What is your fondest non-athletic memory from your time at Lipscomb?
"Meeting my wife, Derinda (Tyler). I had put off taking a class called differential equations for two years and I had to take it my last semester of college.
"My future wife was in the class and tutored me. I would probably not have met her had I not waited to take the class.
"Her Dad is a math professor. They were big math people. We had a little study group of people and then somehow she and I started studying together. We studied a lot in the common area of her dorm (Yearwood, which was replaced by Allen Arena)
"The rest is history. We are getting ready to celebrate our 19th wedding anniversary in a few days."
What is the most valuable thing you gained or learned from your time at Lipscomb?
“My four years there I just met so many genuine people. You treat people the way you want to be treated and the way they want to be treated.
“As a Christian university I just saw so many people giving of themselves and being selfless. I try to aspire to that. We are all not there yet. I saw Brent High giving of himself so many times and helping people out. I am trying to aspire to do that.
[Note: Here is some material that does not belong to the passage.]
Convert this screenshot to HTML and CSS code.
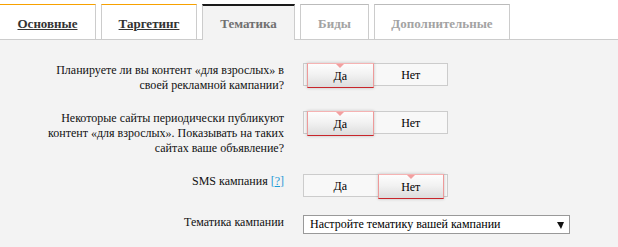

“There are a lot of people that need my time. It is easy to say you are busy, but I am really trying to live that selfless life and be of help.
“That is the philosophy of Lipscomb to live the way Christ lived. There are a lot of students in their teens and 20s trying to model that and 20 years later I am still trying to do the same thing.”
Who was your favorite professor? Why?
“I was a computer science major. Dennis Hood was the head of computer science while I was there so I had him for a lot of classes.
“He was a computer guy and my Dad was a computer guy so I related to the fact he was very logical about everything. There wasn’t a lot of emotion. Everything was either true or false. It was a computer program and it was either right or wrong. I work well in that world and not so well in creative, grayish areas.”
Where do you live now?
Who is your employer? What is your occupation? What does your position entail?
“I am in computer software development for a health rehab company named Key Rehabilitation. Out headquarters are in Murfreesboro, Tennessee. I work from home most of the time.
“As a software engineer I like to know exactly what is going to happen and make the computer do that. If it doesn’t do that I want to figure out why and fix it.”
Tell us about your family.
My wife’s name is Derinda. We have a 14-year old son, Tyler, and an 11-year-old daughter, Ellie.”